Number of clusters in the bootstrap sample is the same as in the original sample

Treats “clusters” as independent

RIKZ Data - Bootstrapping

Cluster-level bootstrapping

Cluster-level bootstrap

This approach is most appropriate when:

clusters have equal numbers of observations (all have 5 in this case)
our interest lies in predictors that do not vary within a cluster

Example

The code below shows how you can get 1 bootstrap data set using cluster resampling:

# let's use the bootstrap to deal with non-constant variance and clustering
   uid<-unique(RIKZdat$Beach)
   nBeach<-length(uid)

# Single bootstrap sample & fit
  (bootids<-data.frame(Beach=sample(uid, nBeach, replace=T)))

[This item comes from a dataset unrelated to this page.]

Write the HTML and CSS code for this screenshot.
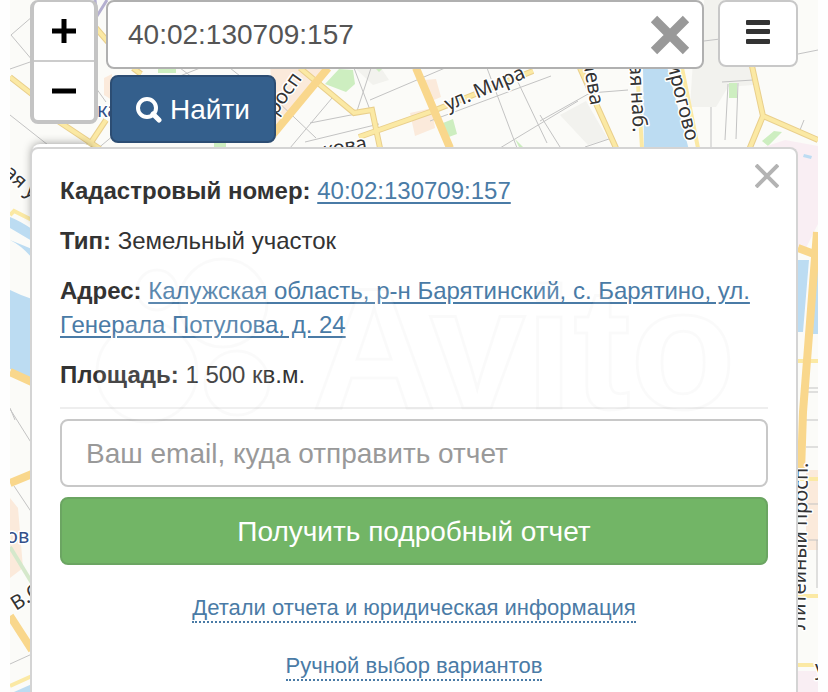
FILE: index.html
```html
<!DOCTYPE html>
<html lang="ru">
<head>
    <meta charset="UTF-8">
    <meta name="viewport" content="width=device-width, initial-scale=1.0">
    <title>Кадастровая карта</title>
    <link rel="stylesheet" href="styles.css">
</head>
<body>
    <main class="map">
        <svg class="map-canvas" viewBox="10 0 808 692" preserveAspectRatio="xMidYMin slice" aria-hidden="true">
            <rect x="10" y="0" width="808" height="692" fill="#fbfbf8"/>

            <!-- blocks -->
            <g fill="#f2f2ee">
                <path d="M704 0h20v60h-20zM694 45l62 0 -3 40 -25 2 -12 20 -26 0zM560 115l26 -14 22 38 -20 6z"/>
                <path d="M355 68h26l8 12 -16 5z"/>
            </g>
            <g fill="#fbeadb">
                <path d="M270 66h62l-56 62zM410 113l22 -5 3 20 -20 8zM424 80l12 -1 5 18 -12 5zM104 78l8 -4v26l-8 -5zM10 498l8 10 5 60 -13 10zM806 470h12v80h-12z"/>
            </g>
            <g fill="#cdeec0">
                <path d="M325 84l14 -15 14 1 2 14 -9 8zM443 123l10 -4 4 15 -11 4zM729 83h8v15h-8zM158 68h18v5h-18zM762 141l12 -10 8 1 -14 14zM812 195l6 2v14l-8 -3zM375 68h8l-4 4zM515 139l8 8h-4zM214 143h12v6h-12z"/>
            </g>
            <path fill="#f9eef3" d="M755 150l30 -10 33 6v78l-12 24 -22 -6zM798 671h20v21h-20z"/>

            <!-- water -->
            <g fill="#bcdcf2">
                <path d="M643 66h24l22 84h-45zM10 217q10 4 22 12v12l-22 -13zM10 240l22 9v9q-10 -12 -22 -18zM10 290q10 5 22 9v80l-22 -10zM798 260h11l-6 72h-5zM812 270l6 -10v74h-11zM804 154l8 2 -1 3 -8 -2zM32 684v8h-18z"/>
            </g>

            <!-- minor streets -->
            <g fill="none" stroke="#c3c3c3" stroke-width="1">
                <path d="M33 16l-22 19 22 26 -23 8M96 88l10 14M10 115l38 30M96 150l60 -50M170 80l30 -12M180 68l16 12M230 68l10 8"/>
                <path d="M276 100l40 38M354 68l16 42 9 32M370 100l75 -32M310 123l46 -9 16 -49M305 142l74 -18M290 148l42 -50M487 68l30 80M430 121l121 -45M517 80l30 63M500 148l78 -47"/>
                <path d="M540 121l50 -28 38 -3M540 115l20 32M585 147l24 -8M704 41l16 -2M798 54l20 -4M722 82l31 -2M728 84l-3 56M738 83l-2 56M711 107v42M800 130l4 -10"/>
                <path d="M10 409l22 35M14 486l18 27M10 664l22 -10M10 408l5 12M806 420h12M806 447h12M806 388h12M806 392h12M806 504h12M806 540h12M817 540v48"/>
            </g>

            <!-- main roads, outline and fill -->
            <g fill="none" stroke="#e9cf8c" stroke-width="6">
                <path d="M10 77l23 18M58 121l42 28M106 120l-20 30M96 28l12 14M133 68l8 6M580 68l36 80M752 66l11 50 -14 34M763 116l55 24M300 68l54 45 18 -3 8 38M359 137l74 -26 100 -40"/>
            </g>
            <g fill="none" stroke="#fbe9a4" stroke-width="4">
                <path d="M10 77l23 18M58 121l42 28M106 120l-20 30M96 28l12 14M133 68l8 6M580 68l36 80M637 68l5 80M682 68l16 80M752 66l11 50 -14 34M763 116l55 24M300 68l54 45 18 -3 8 38M359 137l74 -26 100 -40"/>
                <path d="M10 215l4 -4 18 9M10 686l22 -10M798 361h20M798 479h20M798 596h20M798 665h20"/>
            </g>
            <g fill="none" stroke="#f9d78c" stroke-width="8">
                <path d="M270 138l58 -70M416 68l34 80M10 372l22 10M10 483l22 -9M10 616l22 34M817 232l-14 180 -2 60M798 248l16 6"/>
            </g>
            <path fill="none" stroke="#b4afd0" stroke-width="3" d="M95 0l2 16 10 -16M38 2h18"/>
            <path fill="none" stroke="#d5e8cb" stroke-width="4" d="M10 547l22 36"/>

            <!-- labels -->
            <g class="map-labels">
                <text transform="translate(448 111) rotate(-23)">ул. Мира</text>
                <text transform="translate(276 116) rotate(-55)">росп</text>
                <text transform="translate(324 157) rotate(-10)">кова</text>
                <text transform="translate(583 62) rotate(80)">аева</text>
                <text transform="translate(629 54) rotate(87)">кая наб.</text>
                <text transform="translate(667 64) rotate(76)">ирогово</text>
                <text transform="translate(3 174) rotate(42)">ая у</text>
                <text transform="translate(16 611) rotate(-32)">В.О</text>
                <text transform="translate(805 630) rotate(-89)">Литейный просп.</text>
                <text x="815" y="675">у</text>
                <text class="map-metro" x="97" y="117">ка</text>
                <text class="map-metro" x="6" y="543">ов</text>
            </g>
        </svg>

        <div class="toolbar">
            <div class="zoom">
                <button class="zoom-button" type="button" aria-label="Приблизить">
                    <svg width="24" height="24" viewBox="0 0 24 24" stroke="#000" stroke-width="5">
                        <path d="M0 12h24M12 0v24"/>
                    </svg>
                </button>
                <button class="zoom-button" type="button" aria-label="Отдалить">
                    <svg width="24" height="24" viewBox="0 0 24 24" stroke="#000" stroke-width="5">
                        <path d="M0 12h24"/>
                    </svg>
                </button>
            </div>

            <form class="search">
                <div class="search-box">
                    <input class="search-input" type="text" aria-label="Кадастровый номер или адрес" value="40:02:130709:157">
                    <button class="search-clear" type="button" aria-label="Очистить">
                        <svg width="40" height="40" viewBox="0 0 40 40" stroke="#999" stroke-width="9">
                            <path d="M4 4l32 32M36 4L4 36"/>
                        </svg>
                    </button>
                </div>
                <button class="search-submit" type="button">
                    <svg width="26" height="26" viewBox="0 0 26 26" fill="none" stroke="#fff">
                        <circle cx="11" cy="11" r="9" stroke-width="4"/>
                        <path d="M17 17l6 6" stroke-width="5" stroke-linecap="round"/>
                    </svg>
                    Найти
                </button>
            </form>

            <button class="menu-button" type="button" aria-label="Меню">
                <svg width="24" height="24" viewBox="0 0 24 24" fill="#333">
                    <rect width="24" height="5" rx="1"/>
                    <rect y="9" width="24" height="5" rx="1"/>
                    <rect y="19" width="24" height="5" rx="1"/>
                </svg>
            </button>
        </div>

        <section class="panel">
            <button class="panel-close" type="button" aria-label="Закрыть">
                <svg width="24" height="24" viewBox="0 0 24 24" stroke="#b3b3b3" stroke-width="4">
                    <path d="M1 1l22 22M23 1L1 23"/>
                </svg>
            </button>

            <p><b>Кадастровый номер:</b> <a href="#">40:02:130709:157</a></p>
            <p><b>Тип:</b> Земельный участок</p>
            <p><b>Адрес:</b> <a href="#">Калужская область, р-н Барятинский, с. Барятино, ул. Генерала Потулова, д. 24</a></p>
            <p><b>Площадь:</b> 1 500 кв.м.</p>
            <hr>

            <form class="report">
                <input class="report-email" type="email" aria-label="Email" placeholder="Ваш email, куда отправить отчет">
                <button class="report-submit" type="button">Получить подробный отчет</button>
            </form>

            <nav class="panel-links">
                <a href="#">Детали отчета и юридическая информация</a>
                <a href="#">Ручной выбор вариантов</a>
            </nav>

            <svg class="watermark" viewBox="0 0 680 200" aria-hidden="true">
                <circle cx="85" cy="123" r="50"/>
                <circle cx="161" cy="54" r="44"/>
                <circle cx="95" cy="41" r="20"/>
                <circle cx="175" cy="134" r="32"/>
                <text x="250" y="159">Avito</text>
            </svg>
        </section>
    </main>
</body>
</html>
```

FILE: styles.css
```css
:root {
    --text-color: #333;
    --link-color: #4a7ba6;
    --primary-color: #345f8c;
    --success-color: #72b566;
    --border-color: #c8c8c8;
}

* {
    margin: 0;
    padding: 0;
    box-sizing: border-box;
}

body {
    font-family: "Liberation Sans", Arial, sans-serif;
    font-size: 24px;
    line-height: 34px;
    color: var(--text-color);
    background-color: #fefefe;
}

button,
input {
    font-family: inherit;
}

button {
    cursor: pointer;
}

button svg {
    display: block;
}

.map {
    position: relative;
    isolation: isolate;
    display: flex;
    flex-direction: column;
    gap: 4px;
    height: 100vh;
    margin: 0 10px;
    padding: 0 20px;
    overflow: hidden;
}

.map-canvas {
    position: absolute;
    top: 0;
    left: 0;
    z-index: -2;
    width: 100%;
    height: 100%;
}

.map-labels {
    font-family: "Noto Sans", sans-serif;
    font-size: 20px;
    fill: #333;
    stroke: #fff;
    stroke-width: 3px;
    stroke-linejoin: round;
    paint-order: stroke;
}

.map-metro {
    fill: #34508a;
}

/* Toolbar */
.toolbar {
    position: relative;
    display: flex;
    align-items: flex-start;
}

.zoom {
    width: 68px;
    border: 4px solid #c4c4c4;
    border-top-width: 2px;
    border-radius: 8px;
    background-color: #fff;
}

.zoom-button {
    display: flex;
    align-items: center;
    justify-content: center;
    width: 100%;
    height: 58px;
    border: none;
    background-color: transparent;
}

.zoom-button + .zoom-button {
    height: 60px;
    border-top: 2px solid #ccc;
}

.search {
    flex: 1;
    margin: 0 14px 0 8px;
}

.search-box {
    display: flex;
    align-items: center;
    height: 69px;
    padding: 0 12px 0 20px;
    border: 2px solid #b0b0b0;
    border-radius: 8px;
    background-color: #fff;
}

.search-input {
    flex: 1;
    min-width: 0;
    height: 100%;
    border: none;
    outline: none;
    background-color: transparent;
    font-size: 28px;
    color: #555;
}

.search-clear {
    border: none;
    background-color: transparent;
}

.search-submit {
    display: flex;
    align-items: center;
    justify-content: center;
    gap: 8px;
    width: 166px;
    height: 68px;
    margin: 6px 0 0 4px;
    padding-top: 2px;
    border: 2px solid #2c4d73;
    border-radius: 8px;
    background-color: var(--primary-color);
    font-size: 28px;
    color: #fff;
}

.menu-button {
    display: flex;
    align-items: center;
    justify-content: center;
    width: 80px;
    height: 67px;
    padding-bottom: 4px;
    border: 2px solid var(--border-color);
    border-radius: 8px;
    background-color: #fff;
}

/* Parcel panel */
.panel {
    position: relative;
    flex: 1;
    padding: 25px 28px 0;
    border: 2px solid #d4d4d4;
    border-bottom: none;
    border-radius: 8px 8px 0 0;
    background-color: #fff;
}

/* collapsed map control behind the panel */
.panel::before {
    content: '';
    position: absolute;
    top: -5px;
    left: 0;
    z-index: -1;
    width: 60px;
    height: 80px;
    border-radius: 8px;
    background-color: #fff;
    box-shadow: 0 0 10px rgba(0, 0, 0, 0.4);
}

.panel p {
    margin-bottom: 16px;
}

.panel a {
    color: var(--link-color);
    text-underline-offset: 3px;
}

.panel hr {
    margin: -1px 0 10px;
    border: none;
    border-top: 2px solid #eee;
}

.panel-close {
    position: absolute;
    top: 15px;
    right: 17px;
    border: none;
    background-color: transparent;
}

.report {
    display: grid;
    gap: 10px;
}

.report-email,
.report-submit {
    width: 100%;
    height: 68px;
    border: 2px solid var(--border-color);
    border-radius: 8px;
    font-size: 28px;
}

.report-email {
    padding: 2px 24px 0;
    background-color: #fff;
    color: #555;
}

.report-email::placeholder {
    color: #999;
    opacity: 1;
}

.report-submit {
    padding-top: 2px;
    border-color: #6ba562;
    background-color: var(--success-color);
    color: #fff;
}

.panel-links {
    display: flex;
    flex-direction: column;
    align-items: center;
    gap: 30px;
    padding-top: 30px;
    font-size: 22px;
    line-height: 26px;
}

.panel-links a {
    border-bottom: 2px dotted var(--link-color);
    text-decoration: none;
}

.watermark {
    position: absolute;
    top: 100px;
    left: 30px;
    width: 680px;
    max-width: 100%;
    fill: rgba(255, 255, 255, 0.1);
    stroke: rgba(0, 0, 0, 0.02);
    stroke-width: 3px;
    font-size: 172px;
    font-weight: bold;
    pointer-events: none;
}
```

  bootdat<-merge(bootids, RIKZdat)  
  table(bootdat$Beach)


 1  3  5  6  7  9 
 5 10  5 15  5  5

Summary

To understand how a bootstrap can be used to quantify uncertainty, particularly when assumptions of linear regression may not be met.
To further your coding skills by implementing a cluster-level bootstrap appropriate for certain types of data sets containing repeated observations.